People were interested in some posts on careers, including the post on the cost differences between transferring, promoting and hiring people and the post on how leader networks are shaped by their employment histories.

Posts on organizational misbehavior also drew reader attention, including the posts on insider trading and on avoiding responsibility for the Costa Cruises accident.

The most-commented post was on how network theory could inform policy makers about the effects of drone attacks in Afghanistan and elsewhere.

The post with the most recommendations was on risk-taking effects of deadlines in American Football.  

Of course, rankings like these will always be unfair for the newer posts that have not had as much time to accumulate hits. I am guessing the ranking will be different a year from now, but this is what it looks like now. 
There will of course be more posts on this blog later! 

Sunday, December 9, 2012

Your CEO’s Child: How it Affects your Wages



We can all recall or imagine the scene seen in many firms, large or small: Somebody has a child, and the employees are gathering to celebrate the happy occasion. Let's make the scene more concrete by saying that the person celebrating the birth of a child is the CEO (chief executive officer), who happens to be a man. Now, if workers are celebrating a CEO becoming a father, there might be some tensions in the room. Some are especially eager to congratulate, thinking of it as good career management. Or maybe they are just especially happy for him, but their coworkers suspect them of doing career management. Things are never completely easy around CEOs.
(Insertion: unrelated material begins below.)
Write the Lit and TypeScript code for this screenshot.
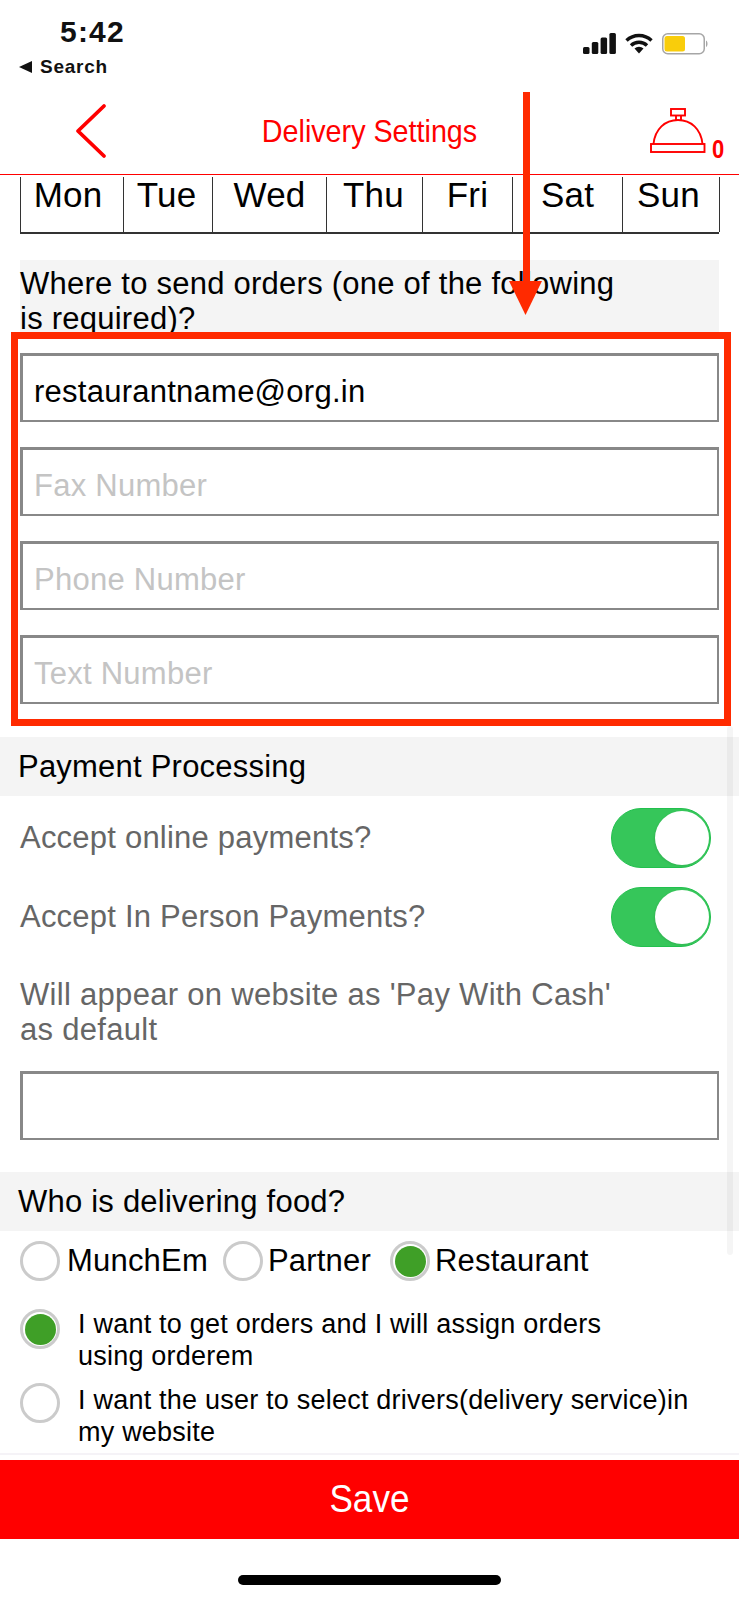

If they had known about the research by Michael Dahl, Cristian L. Dezso, and David Gaddis Ross in Administrative Science Quarterly, there would have been even more tensions in the room. Chances are that these employees are about to get robbed. Dahl and coauthors looked at the effects of the CEO fathering a child on employee pay, because it would be a way to explore an interesting tension. On one hand, becoming a father might change his values to be more helpful to others. Some CEOs are thought to be short on those values, so a child might help. On the other hand, becoming a father might instead make the CEO think more of providing for his family, and so use more company resources on own rewards rather than employee pay. Either effect would be stronger for the first child. Either effect could happen unconsciously, but given CEO power over pay could be really consequential for the employee.

But now I have teased you long enough with the remark that the employees were about to get robbed, followed by a story of fatherhood and values. What were the findings? Employee pay changed following fatherhood – it fell. That’s right, the finding was not that the growth in employee pay was reduced. It was a drop in employee pay. The effect was larger for a first child. But, there is more. For employee pay, it is especially bad if the CEO has a first-born son, and it is especially bad if the employee is also male. It is less bad if the CEO has a first-born daughter, and it actually good for pay if the employee is female.

Got that? So the first child does change CEO values. Later ones do too, but not as much. The CEO becomes more helpful if that child is a daughter, and seems to especially appreciate female employees more. But at the same time, the conservation of resources for the family happens too. The CEO conservation of resources hits male employees especially hard, and especially if the child is also male. If you described these findings to me, but replaced CEO with “dominant gorilla,” employee with “gorilla tribe member,” and pay with "food" I would totally believe them, but these are humans working in formal organizations. This is pretty amazing.

Europeans might note that this is just an indication of how US CEOs can do anything they like to their employees, unlike in Europe where rules and unionization prevents such mischief. Sorry, but Dahl and coauthors used Danish data, so all this happened under a set of labor rules made to prevent pay cuts for no good reason.

So what should you do if you are attending a party celebrating the birth of your CEO's child? Have some extra cake; you might be paying for it later.